里山 新日本風土記
NHKに新日本風土記という番組があるらしい。一度も見たことはないのでらしいとううことだが、朝その縮小版をやっていてそちらの方はたまに見る。「あはがり」という奄美出身の朝崎郁恵さんという方が唄われる唄がテ―マ曲になっている。この唄がすごい。意味は分からないのだが、自身が作詞されたと説明されていた。唄の力というもののが今の世に存在していることを感じさせるものがある。この唄の言葉で暮らしている人々がいる。この唄が通じ合う人がいる。そう思うと日本は捨てたものではない。まだ大丈夫だよと「あはがり」が流れる。同時に里山という番組が放送される。
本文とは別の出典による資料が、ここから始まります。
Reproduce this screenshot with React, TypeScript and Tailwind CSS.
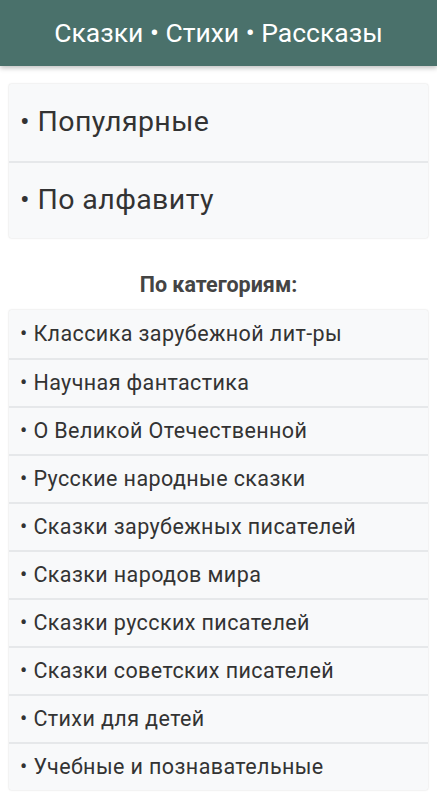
import React from "react";

// ---------------------------------------------------------------------------
// Data
// ---------------------------------------------------------------------------

const MAIN = ["Популярные", "По алфавиту"];

const CATEGORIES = [
  "Классика зарубежной лит-ры",
  "Научная фантастика",
  "О Великой Отечественной",
  "Русские народные сказки",
  "Сказки зарубежных писателей",
  "Сказки народов мира",
  "Сказки русских писателей",
  "Сказки советских писателей",
  "Стихи для детей",
  "Учебные и познавательные",
];

// ---------------------------------------------------------------------------
// Page
// ---------------------------------------------------------------------------

export default function App() {
  return (
    <div
      className="min-h-screen bg-white"
      style={{ fontFamily: "Roboto, 'Noto Sans', sans-serif" }}
    >
      {/* Header */}
      <header className="h-[66px] bg-[#4a716b] flex items-center justify-center shadow-[0_2px_5px_rgba(0,0,0,0.25)] relative z-10">
        <h1 className="text-[26.5px] text-white">Сказки • Стихи • Рассказы</h1>
      </header>

      {/* Main sections */}
      <div className="mx-[9px] mt-[18px] bg-[#f8f9fa] shadow-[0_0_2px_rgba(0,0,0,0.18)] rounded-[2px]">
        {MAIN.map((t, i) => (
          <div
            key={t}
            className={`h-[77px] flex items-center pl-[11px] text-[28.5px] tracking-[0.4px] text-[#333] ${
              i > 0 ? "border-t-2 border-[#e6e8ea]" : ""
            }`}
          >
            • {t}
          </div>
        ))}
      </div>

      <h2 className="mt-[34px] mb-[12px] text-center text-[21.5px] leading-[26px] font-bold text-[#444]">
        По категориям:
      </h2>

      {/* Categories */}
      <div className="mx-[9px] bg-[#f8f9fa] shadow-[0_0_2px_rgba(0,0,0,0.18)] rounded-[2px]">
        {CATEGORIES.map((t, i) => (
          <div
            key={t}
            className={`h-[48px] flex items-center pl-[11px] text-[21.5px] tracking-[0.4px] text-[#333] ${
              i > 0 ? "border-t-2 border-[#e6e8ea]" : ""
            }`}
          >
            • {t}
          </div>
        ))}
      </div>
    </div>
  );
}
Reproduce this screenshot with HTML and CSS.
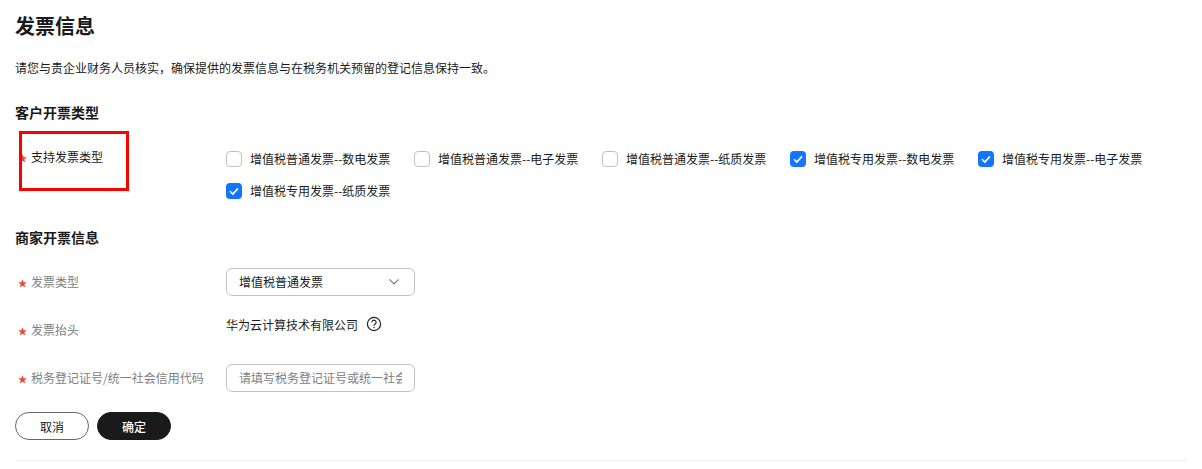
FILE: index.html
```html
<!DOCTYPE html>
<html lang="zh-CN">
<head>
<meta charset="utf-8">
<title>发票信息</title>
<link rel="stylesheet" href="styles.css">
</head>
<body>
<main class="page">
  <h1 class="title">发票信息</h1>
  <p class="desc">请您与贵企业财务人员核实，确保提供的发票信息与在税务机关预留的登记信息保持一致。</p>
  <h2 class="section first">客户开票类型</h2>
  <div class="row row-types">
    <div class="label dark"><svg class="star" width="9" height="9" viewBox="0 0 10 10"><path d="M5 .3l1.300 3.200 3.400.2-2.600 2.200.8 3.400L5 7.500 2.100 9.300l.8-3.400L.3 3.700l3.400-.2z"/></svg>支持发票类型</div>
    <div class="checks">
      <label class="check"><span class="box"></span>增值税普通发票--数电发票</label>
      <label class="check"><span class="box"></span>增值税普通发票--电子发票</label>
      <label class="check"><span class="box"></span>增值税普通发票--纸质发票</label>
      <label class="check"><span class="box on"><svg width="16" height="16" viewBox="0 0 16 16"><path d="M4 8.200l2.800 2.800L12 5.400" fill="none" stroke="#fff" stroke-width="1.600"/></svg></span>增值税专用发票--数电发票</label>
      <label class="check"><span class="box on"><svg width="16" height="16" viewBox="0 0 16 16"><path d="M4 8.200l2.800 2.800L12 5.400" fill="none" stroke="#fff" stroke-width="1.600"/></svg></span>增值税专用发票--电子发票</label>
      <label class="check"><span class="box on"><svg width="16" height="16" viewBox="0 0 16 16"><path d="M4 8.200l2.800 2.800L12 5.400" fill="none" stroke="#fff" stroke-width="1.600"/></svg></span>增值税专用发票--纸质发票</label>
    </div>
  </div>
  <h2 class="section second">商家开票信息</h2>
  <div class="row row-field">
    <div class="label"><svg class="star" width="9" height="9" viewBox="0 0 10 10"><path d="M5 .3l1.300 3.200 3.400.2-2.600 2.200.8 3.400L5 7.500 2.100 9.300l.8-3.400L.3 3.700l3.400-.2z"/></svg>发票类型</div>
    <div class="select">增值税普通发票<svg width="10" height="6" viewBox="0 0 10 6"><path d="M.4.4L5 5l4.600-4.600" fill="none" stroke="#777" stroke-width="1.100"/></svg></div>
  </div>
  <div class="row row-head">
    <div class="label low"><svg class="star" width="9" height="9" viewBox="0 0 10 10"><path d="M5 .3l1.300 3.200 3.400.2-2.600 2.200.8 3.400L5 7.500 2.100 9.300l.8-3.400L.3 3.700l3.400-.2z"/></svg>发票抬头</div>
    <div class="value">华为云计算技术有限公司<svg class="help" width="16" height="16" viewBox="0 0 16 16"><circle cx="8" cy="8" r="6.600" fill="none" stroke="#222" stroke-width="1.200"/><path d="M5.900 6.300a2.100 2.100 0 1 1 3.200 1.800c-.7.4-1.100.8-1.100 1.600" fill="none" stroke="#222" stroke-width="1.200"/><circle cx="8" cy="11.500" r=".75" fill="#222"/></svg></div>
  </div>
  <div class="row row-field">
    <div class="label"><svg class="star" width="9" height="9" viewBox="0 0 10 10"><path d="M5 .3l1.300 3.200 3.400.2-2.600 2.200.8 3.400L5 7.500 2.100 9.300l.8-3.400L.3 3.700l3.400-.2z"/></svg>税务登记证号/统一社会信用代码</div>
    <div class="input"><span class="placeholder">请填写税务登记证号或统一社会信用代码</span></div>
  </div>
  <div class="actions">
    <button class="btn" type="button">取消</button>
    <button class="btn primary" type="button">确定</button>
  </div>
  <hr class="divider">
</main>
<div class="highlight"></div>
</body>
</html>
```
FILE: styles.css
```css
* { box-sizing: border-box; }
html, body { margin: 0; padding: 0; background: #fff; }
body {
  width: 1202px;
  height: 469px;
  overflow: hidden;
  position: relative;
  font-family: "Noto Sans CJK SC", "Liberation Sans", sans-serif;
  font-size: 12px;
  color: #1a1a1a;
}
.page { padding: 12px 15px 0; }
.title { margin: 0; font-size: 20px; line-height: 28px; font-weight: 700; color: #1a1a1a; }
.desc { margin: 20px 0 0; line-height: 16px; }
.section { margin: 0; font-size: 14px; line-height: 20px; font-weight: 700; }
.section.first { margin-top: 26px; }
.section.second { margin-top: 28px; }
.row { display: flex; }
.row-types { margin-top: 17px; }
.row-field { height: 28px; align-items: center; }
.section + .row-field { margin-top: 21px; }
.row-head { height: 68px; align-items: flex-start; }
.label { width: 211px; flex: none; padding-left: 3px; color: #808080; line-height: 16px; display: flex; align-items: center; gap: 4px; }
.label.dark { color: #1a1a1a; height: 16px; margin-top: 10px; }
.label.low { margin-top: 26px; }
.star { width: 9px; height: 9px; flex: none; fill: #f0483e; position: relative; top: 1px; }
.checks { display: flex; flex-wrap: wrap; width: 950px; margin-top: 12px; row-gap: 16px; }
.check { width: 188px; height: 16px; display: flex; align-items: center; gap: 8px; line-height: 16px; white-space: nowrap; }
.box { width: 16px; height: 16px; flex: none; border: 1px solid #c2c2c2; border-radius: 4px; background: #fff; }
.box.on { border: 0; background: #1476ff; }
.box svg { display: block; }
.select, .input {
  width: 189px;
  height: 28px;
  border: 1px solid #c2c2c2;
  border-radius: 6px;
  padding: 0 12px;
  display: flex;
  align-items: center;
  justify-content: space-between;
  line-height: 26px;
  white-space: nowrap;
}
.select { padding-right: 15px; }
.select svg { flex: none; }
.input { overflow: hidden; }
.placeholder { display: block; width: 163px; overflow: hidden; color: #808080; }
.value { display: flex; align-items: center; height: 16px; margin-top: 20px; white-space: nowrap; gap: 8px; }
.help { flex: none; }
.actions { display: flex; gap: 8px; margin-top: 20px; }
.btn {
  width: 74px;
  height: 28px;
  border: 1px solid #666;
  border-radius: 14px;
  background: #fff;
  color: #1a1a1a;
  font: inherit;
  padding: 0;
}
.btn.primary { background: #1a1a1a; border-color: #1a1a1a; color: #fff; font-weight: 500; }
.divider { margin: 20px 0 0; border: 0; border-top: 1px solid #eee; width: 1172px; }
.highlight { position: absolute; left: 19px; top: 131px; width: 110px; height: 60px; border: 3px solid #f00; }
```
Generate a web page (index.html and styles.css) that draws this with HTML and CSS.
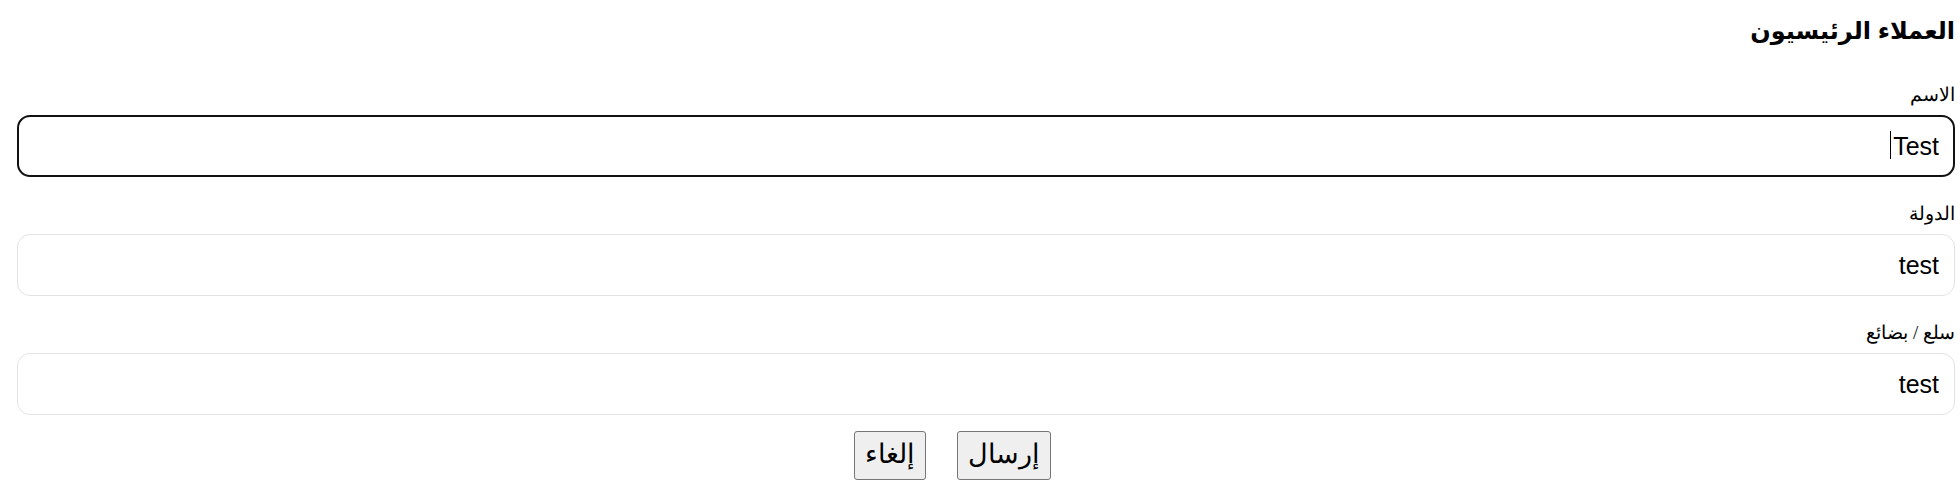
FILE: index.html
```html
<!DOCTYPE html>
<html lang="ar" dir="rtl">
<head>
<meta charset="utf-8">
<title>العملاء الرئيسيون</title>
<link rel="stylesheet" href="styles.css">
</head>
<body>
<form class="form">
  <h2 class="title">العملاء الرئيسيون</h2>
  <div class="field">
    <label class="label" for="name">الاسم</label>
    <div class="input-wrap">
      <input class="input input-focused" id="name" type="text" value="Test">
      <span class="caret"></span>
    </div>
  </div>
  <div class="field">
    <label class="label" for="country">الدولة</label>
    <input class="input" id="country" type="text" value="test">
  </div>
  <div class="field">
    <label class="label" for="goods">سلع / بضائع</label>
    <input class="input" id="goods" type="text" value="test">
  </div>
  <div class="actions">
    <button class="btn" type="submit">إرسال</button>
    <button class="btn" type="button">إلغاء</button>
  </div>
</form>
</body>
</html>
```

FILE: styles.css
```css
html, body {
  margin: 0;
  padding: 0;
  background: #ffffff;
}

body {
  font-family: "Liberation Serif", "DejaVu Serif", serif;
  color: #000;
}

.form {
  display: flex;
  flex-direction: column;
  padding: 14px 5px 0 17px;
}

.title {
  margin: 0;
  height: 69px;
  font-family: "Liberation Sans", Arial, "DejaVu Sans", sans-serif;
  font-size: 24px;
  font-weight: bold;
  line-height: 34px;
}

.field {
  display: flex;
  flex-direction: column;
  padding-top: 25px;
  height: 94px;
}

.field:first-of-type {
  padding-top: 0;
}

.label {
  font-size: 19px;
  line-height: 24px;
  height: 32px;
}

.input-wrap {
  position: relative;
  display: flex;
}

.input {
  box-sizing: border-box;
  width: 100%;
  height: 62px;
  padding: 0 15px;
  border: 1px solid #e3e3e3;
  border-radius: 13px;
  font-family: "Liberation Sans", Arial, sans-serif;
  font-size: 25px;
  color: #000;
  background: #fff;
  outline: none;
}

.input-focused {
  border: 2px solid #111;
  padding: 0 14px;
}

.caret {
  position: absolute;
  top: 16px;
  right: 64px;
  width: 1px;
  height: 28px;
  background: #000;
}

.actions {
  display: flex;
  justify-content: center;
  gap: 31px;
  padding: 16px 68px 0 0;
}

.btn {
  font-family: "Liberation Serif", "DejaVu Serif", serif;
  font-size: 27px;
  line-height: 35px;
  padding: 5px 10px 7px;
  background: #efefef;
  color: #000;
  border: 1px solid #767676;
  border-radius: 3px;
}
```
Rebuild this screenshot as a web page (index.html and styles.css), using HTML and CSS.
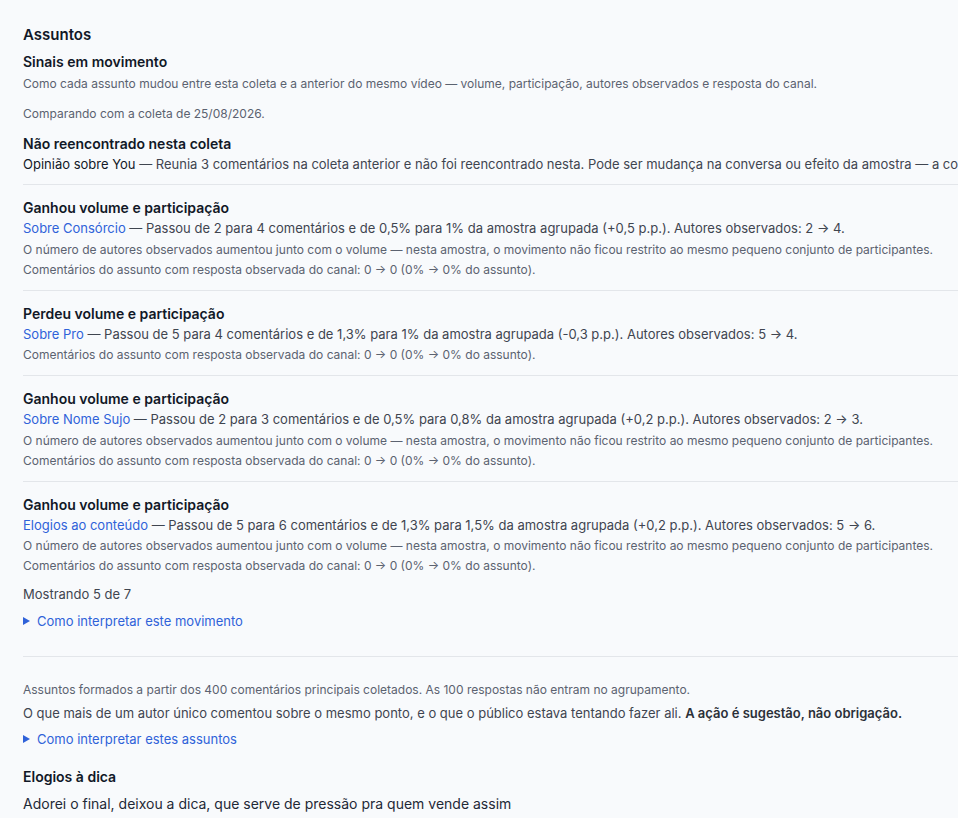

どういう関係で構成されているのかはわからないが、日本の里山が記録されている。東京にある里山などという視点である。「ニッポンの里山 ふるさとの絶景に出会う旅」とある。「人の暮らしと多様な生き物を育む自然が見事に調和した日本ならではの美しい環境、里山。
田んぼや雑木林、放牧地や茶畑、さらに海辺や神社など日本全国には人と生き物が共存する里山がたくさんある。」と書かれている。神奈川県では相模原の青根集落とヤマアカガエル。そして大磯海岸のアオバト。2つが取り上げられていたようだ。石垣島では白保海岸のサンゴ礁。どこも記録映像になるのかもしれない危うさがある。白保海岸のサンゴ礁は新空港で埋めたてが行われた。私はいつもその飛行場を利用させてもらっているので、何とも複雑な心境になる。今年は90%もサンゴが発火したところがあると報道されている。温暖化の影響問われているが、それだけではなく山の状態、水の状態も関係しているに違いない。石垣飛行場には強い反対運動もあったのだが、出来上がり私も使う。今度は、白保海岸に流れ込む川の上流に広大な自衛隊基地が予定されている。国防は国の専権事項だから、石垣市民は発言が出来ないのだそうだ。悲しいことである。その悲しみに、あはがりの唄がよみがえる。
「あはがり」
作詞:朝崎郁恵
曲 :沖縄民謡
浮世・・・仮島に何時(いてぃ)がでぃむ 居らりゅむぃ
情けあれいよ 仮那(かな)くぬ世ば うさむぃれぃがでぃ
節や水車めぐりあわそ
てぃきぬあはがりし たましゃうどぅてい
いきしゃん くとぅあてぃむ 天と大地や
てぃきぬあはがりし たましゃうどぅてい
(意訳)
この世は神様からいただいた仮の世
いつまで留まっていられましょうか
命を敬い 生きていきなさい
この世の生をなし終えるまで
時は巡る 水車のように だからまた巡り会える
月明かりの下で 人々は喜び 魂が踊り明かす
どのようなことがあろうとも 天と大地の間
月明かりの下で 人々は喜び 魂が踊り明かす
NHKより
あはがりとは明がり、全てが明るいという意味らしい。暗がりという意味の逆なのだろうか。もう一度ニッポンと語られる。この言葉が耳に残る。たまたま日本列島に生まれ、生きる。この水土に育まれ、この水土に生かされる。そしてこの水土に帰らせてもらう。その数十年の年月を日本列島という舞台で、人は喜び、魂が踊りあかす。その幸運を思う。人の暮らしが作り出した絶景がある国。その美しさを知ることができたものは、緩やかに、状況に応じて、連携する必要があろう。そして何があろうとこの水土の絶妙なことを忘れないことだと。そう思うだけでも十分である。何もできないからと言って空しくなる必要はない。「いつか、日本の里山が、水土がよみがえる日が来る」そう思うだけで、実現するものだ。思う力。忘れないで思い続けたい。